「抗生物質ください!」にはどう対応すべき?
以下は、記事の抜粋です。
<今回の症例>
28歳男性。生来健康
今日からの37℃台の発熱、咳嗽、喀痰、咽頭痛あり
身体所見上、咽頭の軽度発赤を認める
<診察の結果、経過観察で十分な急性上気道炎のようです>
患者:そうですか。仕事が忙しくて、風邪をひいている場合じゃないんです。とにかく早く治したいので、抗生物質をください。
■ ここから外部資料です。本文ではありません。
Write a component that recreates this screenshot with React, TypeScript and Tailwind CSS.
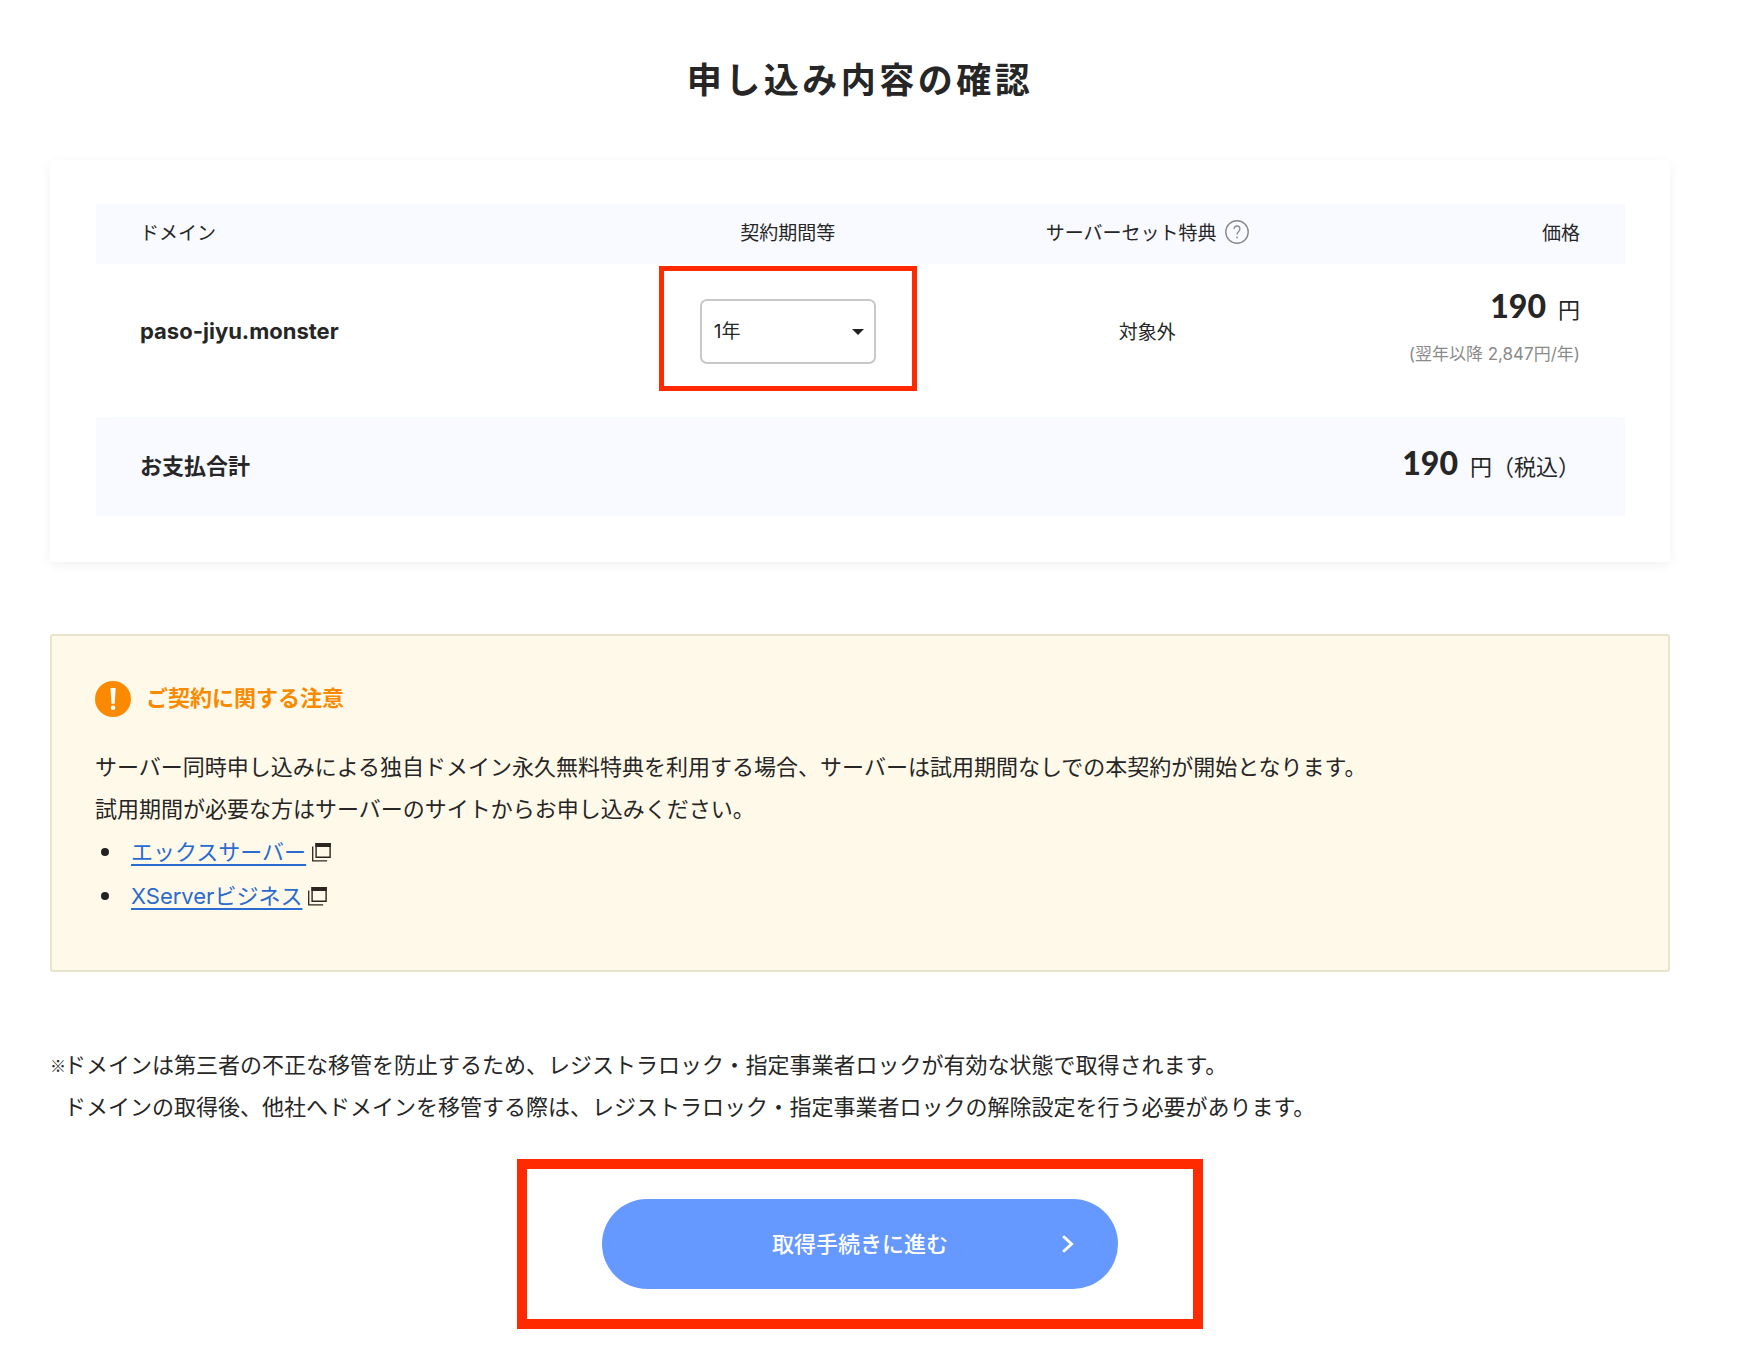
import { useState } from "react";

// ── Static config ──────────────────────────────────────────────────

const PERIODS = ["1年", "2年", "3年", "4年", "5年"];

const SERVER_LINKS = [
  { href: "#xserver", label: "エックスサーバー" },
  { href: "#xserver-business", label: "XServerビジネス" },
];

// ── Icons ──────────────────────────────────────────────────────────

function HelpIcon() {
  return (
    <svg viewBox="0 0 24 24" className="size-6" fill="none" aria-hidden="true">
      <circle cx="12" cy="12" r="11.2" stroke="#8a8a8a" strokeWidth="1.4" />
      <path
        d="M9.2 9C9.2 7.2 10.400 6 12 6s2.900 1.200 2.900 2.900c0 1.300-.7 2-1.500 2.800-.9.8-1.400 1.400-1.400 2.900"
        stroke="#8a8a8a"
        strokeWidth="1.3"
      />
      <circle cx="12" cy="17.4" r="0.9" fill="#8a8a8a" />
    </svg>
  );
}

function AlertIcon() {
  return (
    <svg viewBox="0 0 36 36" className="size-9 shrink-0" aria-hidden="true">
      <circle cx="18" cy="18" r="18" fill="#fb8a00" />
      <path d="M15.5 7h5.2l-1 15.800h-3.200z" fill="#fff" />
      <circle cx="18.1" cy="26.7" r="2.3" fill="#fff" />
    </svg>
  );
}

function NewWindowIcon() {
  return (
    <svg viewBox="0 0 19 19" className="size-[19px]" fill="none" stroke="#2b2620" aria-hidden="true">
      <path d="M4.1.7h14v13.6h-14z" strokeWidth="1.4" />
      <path d="M3.4 2h15.400" strokeWidth="4" />
      <path d="M.7 3.500v14.300h14.400" strokeWidth="1.3" />
    </svg>
  );
}

function ChevronIcon() {
  return (
    <svg viewBox="0 0 12 18" className="h-[18px] w-3" fill="none" aria-hidden="true">
      <path d="M1.200 1.200 9.600 9l-8.400 7.800" stroke="#fff" strokeWidth="2.800" />
    </svg>
  );
}

// ── Parts ──────────────────────────────────────────────────────────

function PeriodSelect() {
  const [period, setPeriod] = useState(PERIODS[0]);

  return (
    <div className="relative">
      <select
        id="period"
        value={period}
        onChange={(e) => setPeriod(e.target.value)}
        className="block h-[65px] w-44 appearance-none rounded-[7px] border-2 border-[#c8c8c8] bg-white pt-[2px] pl-3 text-[19px]"
      >
        {PERIODS.map((p) => (
          <option key={p}>{p}</option>
        ))}
      </select>
      <svg
        viewBox="0 0 12 6"
        className="pointer-events-none absolute top-[30px] right-3 h-1.5 w-3"
        aria-hidden="true"
      >
        <path d="M0 0h12L6 6z" fill="#222" />
      </svg>
    </div>
  );
}

function OrderTable() {
  return (
    <table className="w-full table-fixed border-collapse text-[19px]">
      <colgroup>
        <col className="w-[33.5%]" />
        <col className="w-[23.5%]" />
        <col className="w-[23.5%]" />
        <col className="w-[19.5%]" />
      </colgroup>
      <thead>
        <tr className="h-[60px] bg-[#f8faff]">
          <th className="pl-[44px] text-left font-normal">ドメイン</th>
          <th className="font-normal">
            <label htmlFor="period">契約期間等</label>
          </th>
          <th className="font-normal">
            <span className="flex items-center justify-center gap-2">
              サーバーセット特典
              <button type="button" aria-label="ヘルプ" className="pb-1">
                <HelpIcon />
              </button>
            </span>
          </th>
          <th className="pr-[45px] text-right font-normal">価格</th>
        </tr>
      </thead>
      <tbody>
        <tr className="h-[153px]">
          <td className="pb-[18px] pl-[44px] text-[22px] font-bold">paso-jiyu.monster</td>
          <td className="pt-[2px] pb-[26px]">
            <div className="mx-auto flex w-[258px] justify-center border-[5px] border-[#ff2a00] pt-7 pb-[22px]">
              <PeriodSelect />
            </div>
          </td>
          <td className="pb-[14px] text-center">対象外</td>
          <td className="pr-[45px] pb-[26px] text-right whitespace-nowrap">
            <p className="text-[22px] leading-[48px]">
              <span className="mr-3 font-[Lato] text-[32px] font-black">190</span>円
            </p>
            <p className="text-[17px] leading-[40px] text-[#8a8a8a]">(翌年以降 2,847円/年)</p>
          </td>
        </tr>
      </tbody>
      <tfoot>
        <tr className="h-[99px] bg-[#f8faff]">
          <th className="pl-[44px] text-left text-[22px] font-bold">お支払合計</th>
          <td colSpan={3} className="pr-[45px] pb-1 text-right text-[22px] leading-[48px]">
            <span className="mr-3 font-[Lato] text-[32px] font-black">190</span>円（税込）
          </td>
        </tr>
      </tfoot>
    </table>
  );
}

function ContractNotice() {
  return (
    <section className="mt-[72px] rounded-[3px] border-2 border-[#e9e3cc] bg-[#fff9e9] px-[43px] pt-[45px] pb-[52px]">
      <h2 className="flex items-center gap-[15px] text-[22px] font-bold text-[#f98a00]">
        <AlertIcon />
        <span className="pb-[2px]">ご契約に関する注意</span>
      </h2>
      <p className="mt-[29px] text-[22px] leading-[42px]">
        サーバー同時申し込みによる独自ドメイン永久無料特典を利用する場合、サーバーは試用期間なしでの本契約が開始となります。
        <br />
        試用期間が必要な方はサーバーのサイトからお申し込みください。
      </p>
      <ul className="text-[22px] leading-[44px]">
        {SERVER_LINKS.map((link) => (
          <li key={link.href} className="flex items-center">
            <span className="mr-[22px] ml-1.5 size-2 rounded-full bg-[#222]" />
            <a href={link.href} className="text-[#2a6bd0] underline decoration-2 underline-offset-4">
              {link.label}
            </a>
            <span className="ml-1.5">
              <NewWindowIcon />
            </span>
          </li>
        ))}
      </ul>
    </section>
  );
}

// ── Page ───────────────────────────────────────────────────────────

export default function App() {
  return (
    <main className="bg-white pt-12 pr-[72px] pb-8 pl-[50px] font-[Inter,'Noto_Sans_CJK_JP',sans-serif] text-[#262626]">
      <h1 className="text-center text-[35px] leading-[64px] font-bold tracking-widest">申し込み内容の確認</h1>

      <section className="mt-12 rounded-[3px] pt-[44px] pr-[45px] pb-[46px] pl-[46px] shadow-[0_3px_12px_rgba(0,0,0,0.06)]">
        <OrderTable />
      </section>

      <ContractNotice />

      <div className="mt-[72px] flex text-[22px] leading-[42px]">
        <span className="w-3.5 font-['Noto_Sans_CJK_JP',sans-serif] text-[16px] font-bold">※</span>
        <p>
          ドメインは第三者の不正な移管を防止するため、レジストラロック・指定事業者ロックが有効な状態で取得されます。
          <br />
          ドメインの取得後、他社へドメインを移管する際は、レジストラロック・指定事業者ロックの解除設定を行う必要があります。
        </p>
      </div>

      <div className="mx-auto mt-[31px] w-fit border-[10px] border-[#ff2a00] px-[75px] py-[30px]">
        <button
          type="button"
          className="grid h-[90px] w-[516px] grid-cols-[1fr_auto_1fr] items-center rounded-full bg-[#6699ff] px-11 text-[22px] font-medium text-white"
        >
          <span className="col-start-2">取得手続きに進む</span>
          <span className="justify-self-end">
            <ChevronIcon />
          </span>
        </button>
      </div>
    </main>
  );
}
模範解答:風邪の原因はほとんどが細菌ではなくウイルスです。抗生物質は細菌をやっつける薬なので、ウイルスをやっつけることはできません※1。風邪に効果は期待できないうえに副作用のリスクもある※2ので、今回は使わないほうがいいと思います。風邪に抗生物質を希望する患者さんが多いので、厚労省からも「風邪に対して抗生物質を使わないことを推奨する」という通達が出ているんですよ※3。抗生物質なしで一旦経過をみませんか※4。もちろん症状が悪化したときは風邪とは異なる別の病気を併発している可能性もありますので、そのときは必ずもう一度受診してくださいね。
※1:ここを誤解している患者さんは多い。
※2:あくまで患者さんの不利益になることを強調する。
※3:客観的な意見を伝えると納得してもらいやすい。
※4:一度猶予をもらうのも手。
点滴やうがい薬も誤解が多い
「風邪は点滴で治る」と思い込んでいる人もいますし、ヨード液(商品名:イソジンなど)のうがい薬が風邪予防につながると信じている人もいます。
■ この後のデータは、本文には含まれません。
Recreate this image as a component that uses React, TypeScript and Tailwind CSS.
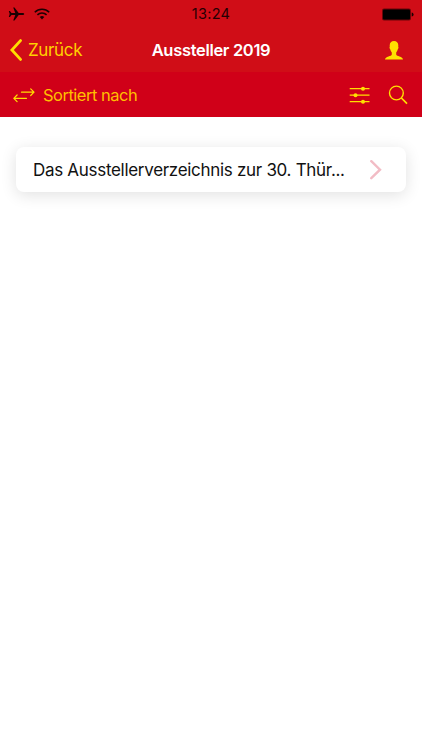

患者さんにこうした希望がある場合、完全に否定するのではなく、それぞれのデメリットや拠り所となるエビデンスを説明したうえで判断してもらいます。
点滴であれば、デメリットとして
末梢ルート確保に伴う感染リスクや神経障害などのリスク
長時間病院に滞在することによる体調悪化のリスク
補液に伴う循環器系への負担
をきちんと説明する必要があります。
ヨード液については、「ヨード液よりも水うがいのほうが風邪予防や症状の緩和につながる」といった客観的なエビデンスがあることを説明するとよいでしょう。
ヨード液については、一日に何回も使用を継続すると、口腔内の常在細菌も絶滅に近い状態になりかねず、乳酸菌などの善玉菌も含む口内フローラが破壊される可能性もあります。また、高い殺菌効果と引き換えにノドの粘膜の細胞も傷つけてしまい、免疫力が低下した結果、新型コロナやインフルエンザを含む風邪をひきやすくなることも明らかになっています。
忙しい外来では、ここまでの対応は難しいとは思いますが、参考になると思います。